As a first step, we carefully selected high quality modern and ancient analogues to create comprehensive data sets on depositional heterogeneities. Advanced instrumentation and techniques were used such as 3D drone surveys, high-resolution surface geophysical surveys (50 MHz-100 MHz, and seismic), chirp sub- bottom profiler and high-resolution bathymetry mapping. These high-end techniques are paired with tried and tested standard geological techniques of measuring stratigraphic sections anchored by outcrop spectral gamma ray logs, analysis of sediment samples (texture, grain size, mineralogy, geochemistry) and fracture/fault surveys all integrated with full cores drilled in the outcrops. Using these, data models can be created for depositional and fracture heterogeneities at different scales and populated with ranges of property data like those found in actual reservoirs. The outcome will be a series of models for various carbonate reservoir settings and well location patterns with the goal of supporting drilling/exploration operations and reducing future development costs.

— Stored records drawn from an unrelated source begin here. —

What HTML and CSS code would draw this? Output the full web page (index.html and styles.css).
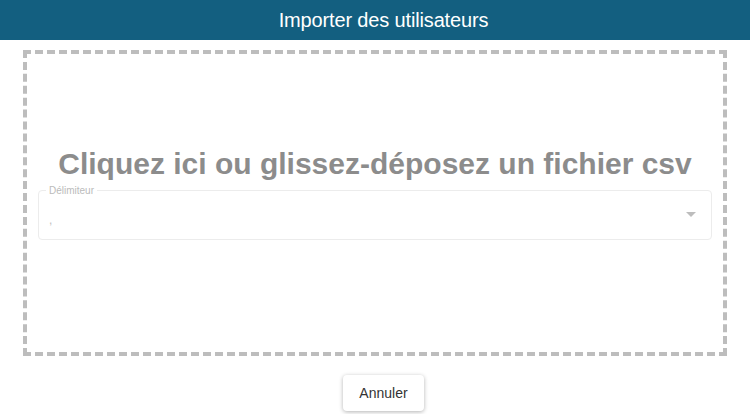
FILE: index.html
```html
<!DOCTYPE html>
<html lang="fr">
<head>
<meta charset="utf-8">
<title>Importer des utilisateurs</title>
<link rel="stylesheet" href="styles.css">
</head>
<body>
<header class="title-bar">Importer des utilisateurs</header>
<main class="content">
  <div class="dropzone">
    <div class="drop-text">Cliquez ici ou glissez-déposez un fichier csv</div>
    <div class="field">
      <span class="field-label">Délimiteur</span>
      <span class="field-value">,</span>
      <svg class="arrow" width="10" height="5" viewBox="0 0 10 5"><path d="M0 0 L10 0 L5 5 Z" fill="#bdbdbd"/></svg>
    </div>
  </div>
  <div class="actions">
    <button class="btn">Annuler</button>
  </div>
</main>
</body>
</html>
```
FILE: styles.css
```css
* { box-sizing: border-box; }
html, body { margin: 0; padding: 0; background: #fff; }
body { font-family: "Liberation Sans", Arial, sans-serif; width: 750px; height: 414px; overflow: hidden; }
.title-bar {
  height: 40px;
  background: #135f80;
  color: #fff;
  font-size: 20px;
  letter-spacing: -0.15px;
  display: flex;
  align-items: center;
  justify-content: center;
  padding-left: 17px;
}
.content { padding: 10px 23px 0 23px; }
.dropzone {
  height: 306px;
  border: 4px dashed #bdbdbd;
  display: flex;
  flex-direction: column;
  align-items: center;
  padding: 93px 11px 0 11px;
}
.drop-text {
  font-size: 30px;
  font-weight: bold;
  color: #8c8c8c;
  line-height: 34px;
}
.field {
  position: relative;
  align-self: stretch;
  margin-top: 9px;
  height: 50px;
  border: 1px solid #ececec;
  border-radius: 4px;
}
.field-label {
  position: absolute;
  top: -6px;
  left: 7px;
  padding: 0 3px;
  background: #fff;
  font-size: 10px;
  line-height: 12px;
  color: #bbbbbb;
}
.field-value {
  position: absolute;
  left: 10px;
  top: 22px;
  font-size: 12px;
  color: #c0c0c0;
}
.arrow { position: absolute; right: 15px; top: 21px; }
.actions { display: flex; justify-content: center; padding-top: 19px; }
.btn {
  font-family: "Liberation Sans", Arial, sans-serif;
  margin-left: 17px;
  width: 81px;
  height: 36px;
  border: none;
  border-radius: 4px;
  background: #fff;
  color: #333;
  font-size: 14px;
  box-shadow: 0 1px 4px rgba(0,0,0,0.3);
}
```
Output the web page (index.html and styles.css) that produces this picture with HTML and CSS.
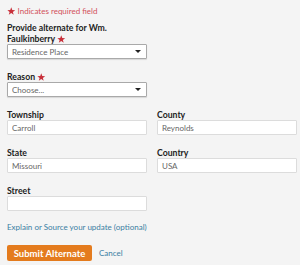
FILE: index.html
```html
<!DOCTYPE html>
<html lang="en">
<head>
  <meta charset="UTF-8" />
  <title>Submit Alternate</title>
  <link rel="stylesheet" href="styles.css">
</head>
<body>
  <form class="alt-form">
    <p class="required-note"><svg class="star" viewBox="0 0 10 10"><path d="M5 0.4 6.2 3.6 9.6 3.7 6.9 5.8 7.9 9.2 5 7.2 2.1 9.2 3.1 5.8 0.4 3.7 3.8 3.6Z"/></svg> Indicates required field</p>

    <div class="field">
      <label for="residence">Provide alternate for Wm. Faulkinberry <svg class="star" viewBox="0 0 10 10"><path d="M5 0.4 6.2 3.6 9.6 3.7 6.9 5.8 7.9 9.2 5 7.2 2.1 9.2 3.1 5.8 0.4 3.7 3.8 3.6Z"/></svg></label>
      <div class="select-wrap">
        <select id="residence">
          <option>Residence Place</option>
        </select>
        <span class="caret"></span>
      </div>
    </div>

    <div class="field">
      <label for="reason">Reason <svg class="star" viewBox="0 0 10 10"><path d="M5 0.4 6.2 3.6 9.6 3.7 6.9 5.8 7.9 9.2 5 7.2 2.1 9.2 3.1 5.8 0.4 3.7 3.8 3.6Z"/></svg></label>
      <div class="select-wrap">
        <select id="reason">
          <option>Choose...</option>
        </select>
        <span class="caret"></span>
      </div>
    </div>

    <div class="row">
      <div class="field">
        <label for="township">Township</label>
        <input type="text" id="township" value="Carroll" />
      </div>
      <div class="field">
        <label for="county">County</label>
        <input type="text" id="county" value="Reynolds" />
      </div>
    </div>

    <div class="row">
      <div class="field">
        <label for="state">State</label>
        <input type="text" id="state" value="Missouri" />
      </div>
      <div class="field">
        <label for="country">Country</label>
        <input type="text" id="country" value="USA" />
      </div>
    </div>

    <div class="field">
      <label for="street">Street</label>
      <input type="text" id="street" />
    </div>

    <a class="explain-link" href="#">Explain or Source your update (optional)</a>

    <div class="actions">
      <button type="submit" class="submit-btn">Submit Alternate</button>
      <a class="cancel-link" href="#">Cancel</a>
    </div>
  </form>
</body>
</html>
```

FILE: styles.css
```css
* { box-sizing: border-box; }

body {
  margin: 0;
  background: #f4f4f4;
  font-family: 'Lato', 'Open Sans', sans-serif;
  font-size: 8px;
  color: #333;
}

.alt-form {
  padding: 6px 2px 0 7px;
  width: 300px;
}

.required-note {
  margin: 0 0 5px;
  line-height: 11px;
  color: #d2505a;
}

.star {
  width: 8.5px;
  height: 8.5px;
  fill: #c8303a;
  vertical-align: -1px;
}

.field {
  width: 140px;
  margin-bottom: 12px;
}

label {
  display: block;
  font-size: 8.7px;
  font-weight: 700;
  line-height: 11px;
  color: #222;
}

input, select {
  display: block;
  width: 100%;
  height: 15px;
  margin: 0;
  padding: 0 4px;
  font-family: inherit;
  font-size: 8px;
  color: #666;
  background: #fff;
  border: 1px solid #dcdcdc;
  border-radius: 1px;
  outline: none;
}

.select-wrap {
  position: relative;
}

.select-wrap select {
  appearance: none;
  -webkit-appearance: none;
  border-color: #a9a9a9;
  box-shadow: 0 1px 1px rgba(0,0,0,0.12);
}

.caret {
  position: absolute;
  right: 6px;
  top: 6px;
  border-left: 3px solid transparent;
  border-right: 3px solid transparent;
  border-top: 3px solid #222;
}

.row {
  display: grid;
  grid-template-columns: 140px 141px;
  column-gap: 10px;
}

.explain-link {
  display: block;
  margin-top: -1px;
  line-height: 11px;
  color: #3b7ea3;
  text-decoration: none;
}

.actions {
  display: flex;
  align-items: center;
  gap: 7px;
  margin-top: 12px;
}

.submit-btn {
  width: 85px;
  height: 16px;
  padding: 0;
  background: #e47b1d;
  color: #fff;
  border: none;
  border-radius: 2px;
  font-family: inherit;
  font-size: 9.5px;
  font-weight: 700;
}

.cancel-link {
  color: #3b7ea3;
  text-decoration: none;
}
```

The project is based on two large-scale research projects of Jurassic carbonates outcropping in central KSA and a large modern carbonate platform in the Red Sea. Jurassic outcrops were analyzed using a unique dataset of measured sections including spectral gamma ray logs (300 vertical m), drone photogrammetry data (4x4 km2 overflight and several km's of vertical cliffs), seismic data (2 km), and GPR data (8 km). Data expose lateral heterogeneities, facies dimensions, and fracture networks at different scales. The modern carbonate outcrops are an ideal laboratory to investigate lateral facies heterogeneities and their relation to environmental factors influencing sediment distribution (prevailing winds versus storms, climate and nutrients). Around 800 km of hydroacoustic data, 50 sediment cores and 200 sea-floor samples were collected exposing significant and complex heterogeneities.

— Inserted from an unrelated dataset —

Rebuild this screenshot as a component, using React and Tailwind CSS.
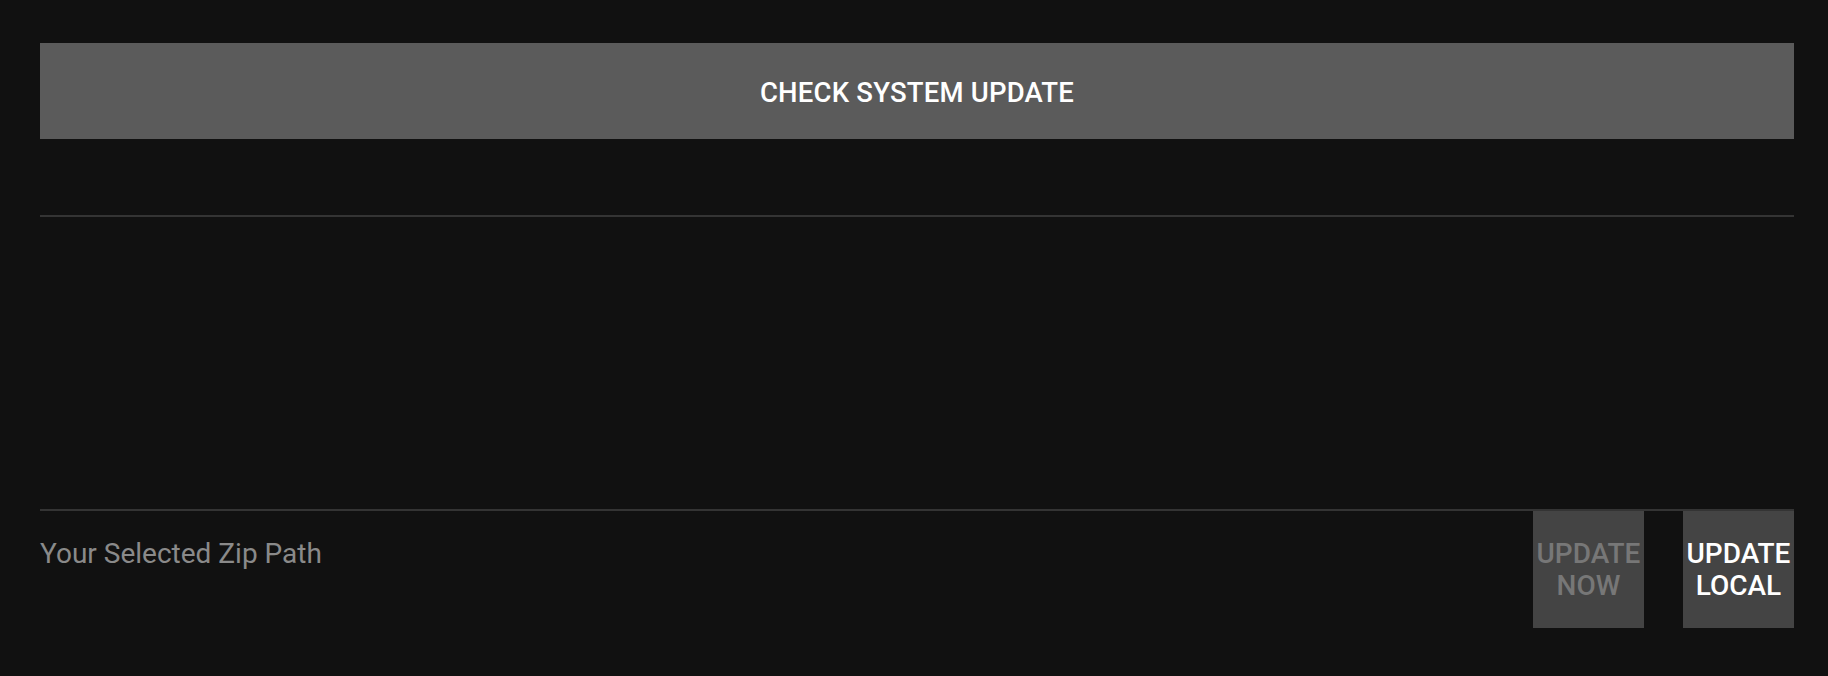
export default function App() {
  return (
    <div className="h-[676px] bg-[#111111] pt-[43px] pl-[40px] pr-[34px]" style={{ fontFamily: 'Roboto, "Noto Sans", sans-serif' }}>
      <button className="flex h-[96px] w-full items-center justify-center bg-[#5b5b5b] pt-[4px] text-[27.5px] font-medium uppercase tracking-[0.2px] text-white">
        Check System Update
      </button>

      <div className="mt-[76px] h-[2px] bg-[#343434]" />

      <div className="mt-[292px] h-[2px] bg-[#343434]" />

      <div className="flex items-start justify-between">
        <p className="pt-[26px] text-[28px] leading-[1.2] text-[#8a8a8a]">Your Selected Zip Path</p>
        <div className="flex gap-[39px]">
          <button disabled className="flex h-[117px] w-[111px] items-center justify-center bg-[#444444] text-[28px] font-medium leading-[32px] text-[#777777]">
            UPDATE
            <br />
            NOW
          </button>
          <button className="flex h-[117px] w-[111px] items-center justify-center bg-[#444444] text-[28px] font-medium leading-[32px] text-white">
            UPDATE
            <br />
            LOCAL
          </button>
        </div>
      </div>
    </div>
  );
}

The outcome of these research projects significantly increases our understanding of property heterogeneity, facies distribution, fracture networks, and architecture of complex carbonate reservoirs. Resulting multi-scale modelling approaches and associated facies templates will improve the prediction of spatial heterogeneities of facies in subsurface reservoirs of similar settings. In addition, these datasets can be used as input for static analogue models and dynamic simulations to test sensitivities and determine optimum development scenarios for improving ultimate recovery.